January 5, 08
Well yesterday one of my best friends who has also lost 2 babies called to tell me that she found out that she is having a girl and even more importantly that everything looks great and baby Elizabeth is HEALTHY and moving a lot! This is amazing God is sooooo GOOD! I just praise him for this. Yesterday like I said I climbed that mountain and when I came home I did work outs with my bands, and did the one hour sweatin to the oldies 2. I didn’t feel well so I went to be extra early and didn’t get up till a little after 8 this morning. And today I did the 1 mile booster 2 times and did the 1 mile jog. I want to lose this weight so bad and I have to just keep pushing myself. God is helping me so much. Reading his word daily is just what I needed. He is amazing for everything he has done for us and all he is going to do. I just want to praise him!
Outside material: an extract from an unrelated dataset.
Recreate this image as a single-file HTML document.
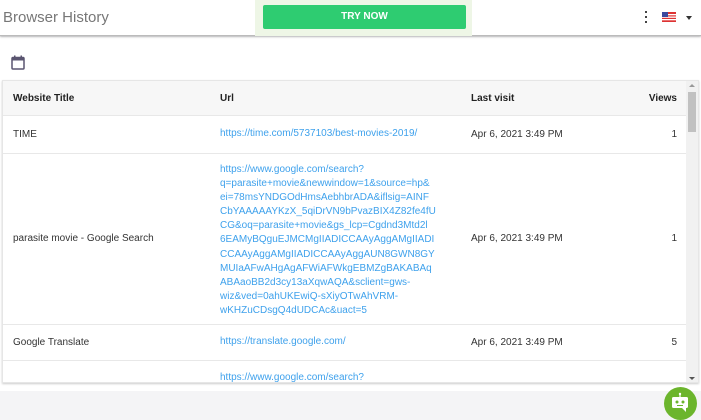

Quote from devo today is “God speaks to us through His work; take time to listen.” I was just thinking while listening to Lincoln Brewsters “God is good” that when I get to my ultimate goal weight…whatever that is…that I should put together a workout video to worship music….just another plan…but if its Gods will it will be happening…I need to pray about it!
January 6th, 08
Yesterday I decided to start a blog page online in hopes of helping others and getting encouragement. I pray God would lead those who need it to my page and if anyone has anything inspiring for me I pray they would also be led there. I have decided to up my work outs from 40 minutes a day to 60 minutes a day. I’m so happy that I can do this. There is no way I could have done these workouts 3 months ago. Also yesterday while at the library I saw this book called clean eating. I do some of the things in it right now, and I need to try to switch fully to this eating style. I keep thinking though gosh I don’t want to give up cheese and sour cream…I guess I don’t have to completely give those up maybe just decrease them greatly! It does seem like the healthiest way to eat and live. I think I should cut down on sour cream and cheese. And maybe just do wings or ribs for every 10 lbs I lose rather than as regular meals. I mean I feel like part of me is like you don’t want to do that…but then I think again its food…and so what…give it up…nothing can be better than feeling healthy, being thin and energetic. I read one of the greatest quotes today in my Daily bread devo. It goes like this… “Our lives are not made by the dreams we dream but by the choices we make.” This is so true!